Both equity and bond markets are flashing warning signals as US-China trade issues remain and Fed looks prepared to step up, writes Marvin Appel.

After a terrible May the S&P 500 Index is starting June off strong in response to comments by Federal Reserve Chairman Jerome Powell that he is open to lowering interest rates and that unconventional tools such as negative interest rates and quantitative easing remain on the table. 

The bond markets are flashing a warning sign to the Fed in that 10-year Treasury note as yields fell below 13-week T-bill yields in May—a yield curve inversion that in the past preceded each of the past three recessions.  All is not lost, however.  One theory I heard from Tom Tzitzouris of Strategas Research is that yield curve inversions are warnings that the Federal Reserve is too tight, and that if the Fed heeds that warning in time a recession can be averted. 
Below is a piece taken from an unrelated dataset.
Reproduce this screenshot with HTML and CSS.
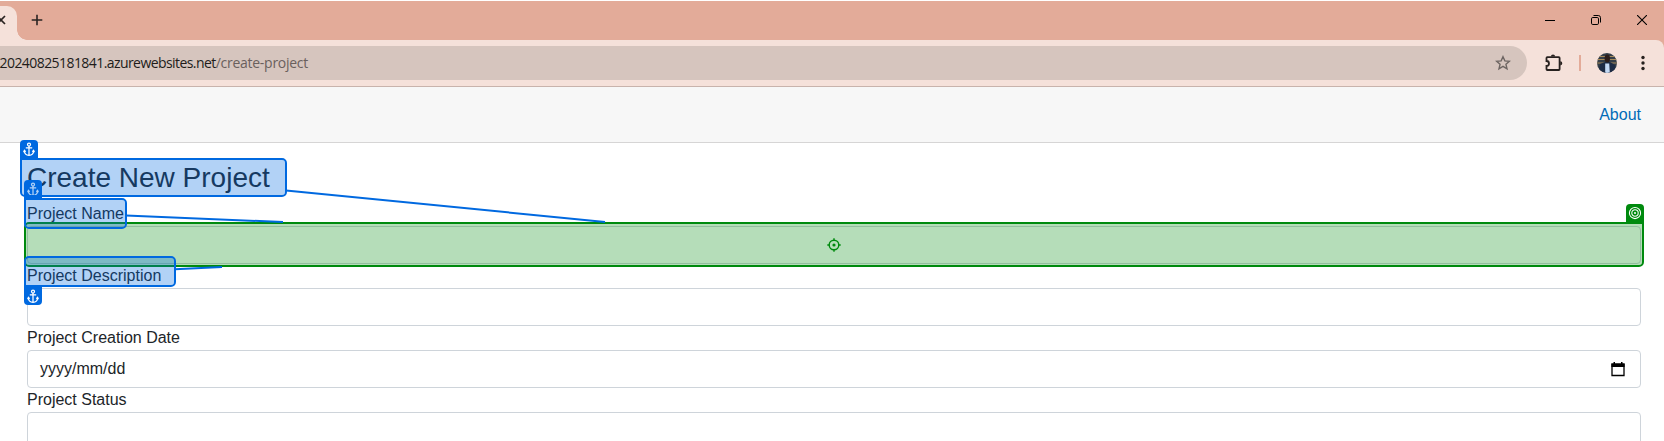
FILE: index.html
```html
<!DOCTYPE html>
<html lang="en">
<head>
<meta charset="utf-8">
<title>Create New Project</title>
<link rel="stylesheet" href="styles.css">
</head>
<body>
<svg width="0" height="0" class="defs">
  <symbol id="anchor" viewBox="0 0 18 19">
    <g fill="none" stroke="currentColor" stroke-width="1.25">
      <circle cx="9" cy="4.6" r="1.5"/>
      <path d="M9 6.1v9.2M5.8 7.900h6.400M4.300 11c.2 2.600 2 4.100 4.700 4.300 2.700-.2 4.500-1.700 4.700-4.300M3.600 12.200l.8-1.800 1.300 1.300M14.400 12.200l-.8-1.800-1.300 1.300"/>
    </g>
  </symbol>
</svg>
<div class="browser">
  <div class="tabstrip">
    <div class="tab"><svg width="6" height="10" viewBox="0 0 6 10"><path d="M-3 1l8 8M5 1l-8 8" stroke="#2a2422" stroke-width="1.7"/></svg></div>
    <div class="tab-foot"></div>
    <svg class="newtab" width="12" height="12" viewBox="0 0 12 12"><path d="M6 .7v10.600M.7 6h10.600" stroke="#2a2422" stroke-width="1.6"/></svg>
    <div class="winctl">
      <svg width="10" height="10" viewBox="0 0 10 10"><path d="M0 5.500h10" stroke="#000"/></svg>
      <svg width="10" height="10" viewBox="0 0 10 10" fill="none" stroke="#000"><rect x=".5" y="2.500" width="7" height="7" rx="1.300"/><path d="M2.500.5H7.300A2.200 2.200 0 0 1 9.500 2.700v4.800"/></svg>
      <svg width="10" height="10" viewBox="0 0 10 10"><path d="M0 0l10 10M10 0L0 10" stroke="#000" stroke-width="1.100"/></svg>
    </div>
  </div>
  <div class="toolbar">
    <div class="omnibox">
      <div class="url">20240825181841.azurewebsites.net<span class="path">/create-project</span></div>
      <svg width="16" height="16" viewBox="0 0 16 16"><path d="M8 1.700l1.850 4.200 4.550.4-3.450 3 1.050 4.500L8 11.400l-4 2.400 1.050-4.500-3.450-3 4.550-.4z" fill="none" stroke="#6d6562" stroke-width="1.400"/></svg>
    </div>
    <svg class="puzzle" width="18" height="18" viewBox="0 0 18 18"><path d="M2.300 3.100h11.500q.8 0 .8.800v11.300q0 .8-.8.800h-11.500q-.8 0-.8-.8v-3.200a2.500 2.500 0 0 0 0-5V3.900q0-.8.800-.8z" fill="none" stroke="#27211f" stroke-width="1.800"/><path d="M5.900 2.600a2.100 2.100 0 0 1 4.200 0zM15.200 7.200a2.100 2.100 0 0 1 0 4.200z" fill="#27211f"/></svg>
    <div class="divider"></div>
    <svg class="avatar" width="20" height="20" viewBox="0 0 20 20">
      <clipPath id="face"><circle cx="10" cy="10" r="10"/></clipPath>
      <g clip-path="url(#face)">
        <path d="M0 0h20v20H0z" fill="#343e48"/>
        <path d="M0 3.500h20M0 6.500h20M0 10h20" stroke="#a58a5c" stroke-width="1.200"/>
        <path d="M1 20l2-9 5-2h5l5 3 1 8z" fill="#1d2c45"/>
        <path d="M8.200 10.500h4l.6 9.500h-4.600z" fill="#c3d9f4"/>
        <ellipse cx="10.300" cy="5.500" rx="2.700" ry="4" fill="#2c1d19"/>
      </g>
    </svg>
    <svg class="menu" width="4" height="16" viewBox="0 0 4 16" fill="#27211f"><circle cx="2" cy="2.500" r="1.700"/><circle cx="2" cy="8" r="1.700"/><circle cx="2" cy="13.500" r="1.700"/></svg>
  </div>
</div>
<header class="top-row"><a class="about">About</a></header>
<main class="content">
  <h1>Create New Project</h1>
  <label>Project Name</label>
  <div class="field"></div>
  <label>Project Description</label>
  <div class="field"></div>
  <label>Project Creation Date</label>
  <div class="field date"><span>yyyy/mm/dd</span>
    <svg width="14" height="15" viewBox="0 0 14 15"><path d="M1 2.200h12v11.300H1z" fill="none" stroke="#000" stroke-width="1.300"/><path d="M.4 1.500h13.200V5H.4zM2.500 0h1.500v2H2.500zM10 0h1.500v2H10z"/></svg>
  </div>
  <label>Project Status</label>
  <div class="field"></div>
</main>
<div class="overlay">
  <div class="target"><svg width="14" height="14" viewBox="0 0 14 14" fill="none" stroke="#008a0e" stroke-width="1.400"><circle cx="7" cy="7" r="4.800"/><circle cx="7" cy="7" r="1.600" fill="#008a0e" stroke="none"/><path d="M7 .3v2.500M7 11.200v2.500M.3 7h2.500M11.200 7h2.500"/></svg></div>
  <div class="badge target-badge"><svg width="18" height="19" viewBox="0 0 18 19" fill="none" stroke="#fff" stroke-width="1.050"><circle cx="9" cy="9" r="5.600"/><circle cx="9" cy="9" r="3.200"/><circle cx="9" cy="9" r="1" fill="#fff" stroke="none"/></svg></div>
  <svg class="links" width="1664" height="441" fill="none" stroke="#0069e0" stroke-width="2"><path d="M286 190.500L605 222M126 215.500L283 222M175 269.300L222 267"/></svg>
  <div class="badge name-badge"><svg width="18" height="19"><use href="#anchor"/></svg></div>
  <div class="box title-box"></div>
  <div class="badge title-badge"><svg width="18" height="19"><use href="#anchor"/></svg></div>
  <div class="box name-box"></div>
  <div class="box desc-box"></div>
  <div class="badge desc-badge"><svg width="18" height="19"><use href="#anchor"/></svg></div>
</div>
</body>
</html>
```
FILE: styles.css
```css
* { box-sizing: border-box; }
body {
  margin: 0;
  height: 441px;
  overflow: hidden;
  position: relative;
  background: #fff;
  color: #212529;
  font: 16px/24px "Liberation Sans", Arial, sans-serif;
}
svg { display: block; flex: none; }
.defs { position: absolute; }
.browser { background: #e3ab99; border-top: 1px solid #fff; }
.tabstrip {
  height: 39px;
  display: flex;
  align-items: flex-end;
}
.tab {
  width: 17px;
  height: 34px;
  background: #f5e1da;
  border-top-right-radius: 10px;
  padding-top: 9px;
}
.tab-foot {
  width: 10px;
  height: 10px;
  background: radial-gradient(circle at 100% 0, #e3ab99 9.500px, #f5e1da 10px);
}
.newtab { margin: 0 0 14px 4px; }
.winctl { display: flex; gap: 36px; margin: 0 17px 15px auto; }
.toolbar {
  height: 47px;
  background: #f5e1da;
  box-shadow: inset 0 -1px #c8b3ac;
  padding-bottom: 1px;
  border-top-right-radius: 8px;
  display: flex;
  align-items: center;
}
.omnibox {
  width: 1527px;
  height: 34px;
  background: #d6c5be;
  border-radius: 0 17px 17px 0;
  display: flex;
  align-items: center;
  justify-content: space-between;
  padding-right: 16px;
}
.url {
  width: 308px;
  display: flex;
  justify-content: flex-end;
  white-space: nowrap;
  font: 14px/20px "Open Sans", sans-serif;
  letter-spacing: -0.570px;
  color: #211c1a;
}
.path { color: #6a605d; letter-spacing: -0.270px; }
.puzzle { margin-left: 18px; }
.divider { width: 2px; height: 16px; background: #e3ab99; margin-left: 16px; }
.avatar { margin-left: 16px; }
.menu { margin-left: 24px; }
.top-row {
  height: 56px;
  background: #f7f7f7;
  border-bottom: 1px solid #d6d5d5;
  display: flex;
  align-items: center;
  justify-content: flex-end;
  padding-right: 23px;
}
.about { color: #006bb7; }
.content { padding: 17.600px 23px 0 27px; }
h1 { margin: 0 0 8px; font-size: 28px; line-height: 33.600px; font-weight: 400; }
label { display: block; height: 24px; }
.field {
  height: 38px;
  border: 1px solid #ced4da;
  border-radius: 4px;
  display: flex;
  align-items: center;
}
.date { justify-content: space-between; padding: 0 15px 0 12px; }
/* Annotation layer lying over the form */
.overlay, .links { position: absolute; inset: 0; }
.box {
  position: absolute;
  border: 2px solid #0069e0;
  border-radius: 5px;
  background: rgba(0, 105, 224, .3);
  background-clip: padding-box;
}
.badge {
  position: absolute;
  width: 18px;
  height: 19px;
  background: #0069e0;
  color: #fff;
  border-radius: 4px 4px 0 0;
}
.title-box { left: 20px; top: 158px; width: 267px; height: 39px; border-top-left-radius: 0; }
.title-badge { left: 20px; top: 140px; }
.name-box { left: 24px; top: 198px; width: 103px; height: 31px; border-top-left-radius: 0; }
.name-badge { left: 24px; top: 180px; }
.desc-box { left: 24px; top: 256px; width: 152px; height: 31px; border-bottom-left-radius: 0; }
.desc-badge { left: 24px; top: 286px; border-radius: 0 0 4px 4px; padding-top: 1px; }
.target {
  position: absolute;
  left: 24px;
  top: 222px;
  width: 1620px;
  height: 45px;
  border: 2px solid #008a0e;
  border-radius: 5px 0 5px 5px;
  background: rgba(0, 138, 14, .29);
  background-clip: padding-box;
  display: flex;
  align-items: center;
  justify-content: center;
}
.target-badge { left: 1626px; top: 204px; background: #008a0e; }
```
We will learn more about the state of the economic expansion, which will soon become the longest on record, with the May employment report that comes out this morning.   Preliminary indications from the ADP Employment Report of weak private sector job creation in May are worrisome.  Fortunately, it seems that Powell has been born again as an inflation dove, which could negate the intermediate-term (six- to 12-month) bearish implications of the yield curve inversion.  The markets will tell us what to expect economically.

Until this week, trade was the big market mover.  I like to watch the iShares China Large-Cap ETF (FXI) for clues about what the markets are predicting in the brewing U.S.-China trade war.  Indications are neutral for now, with the S&P 500 SPDR ETF (SPY) jumping in June while FXI stalled (see chart).

The market’s lack of enthusiasm for Chinese equities suggests that we are not yet out of the woods in terms of trade issues.

SPY

High yield bond update—bottom fishing opportunity

High yield bonds pulled back in May along with equities, with the Merrill Lynch High Yield Index down 1.3% last month.  The spread to Treasuries jumped from 3.7% to 4.6% during this decline—not as high as the 5.4% reached late in the fourth quarter of 2018, but higher than spreads have been most of the time since late 2016 (see chart below).

High Yield Bond

For now, high yield bond prices are holding on where they need to; the iShares iBoxx $ High Yield Corporate Bond ETF (HYG) has held above the 85 support level and its weekly MACD (price-only) remains above zero (see chart).  It is not clear whether high yield bond funds are headed lower or whether they have hit bottom.  However, either way, risk appears well contained. 

HYG

The worst-case scenario could be a retest of the Dec. 21 low, implying downside risk of 6% in HYG mitigated by accruing interest.  However, I do not expect that worst-case scenario to materialize because the Federal Reserve is more supportive of the markets now than it was in late December. The wild card could be worsening trade tensions, which you can monitor by following price changes in FXI.  As long as FXI remains above its 2018 lows (38.40), risk to high yield bonds and to the economy generally should be limited; and any further pullback in corporate high yield bond funds should be viewed as a bottom fishing opportunity.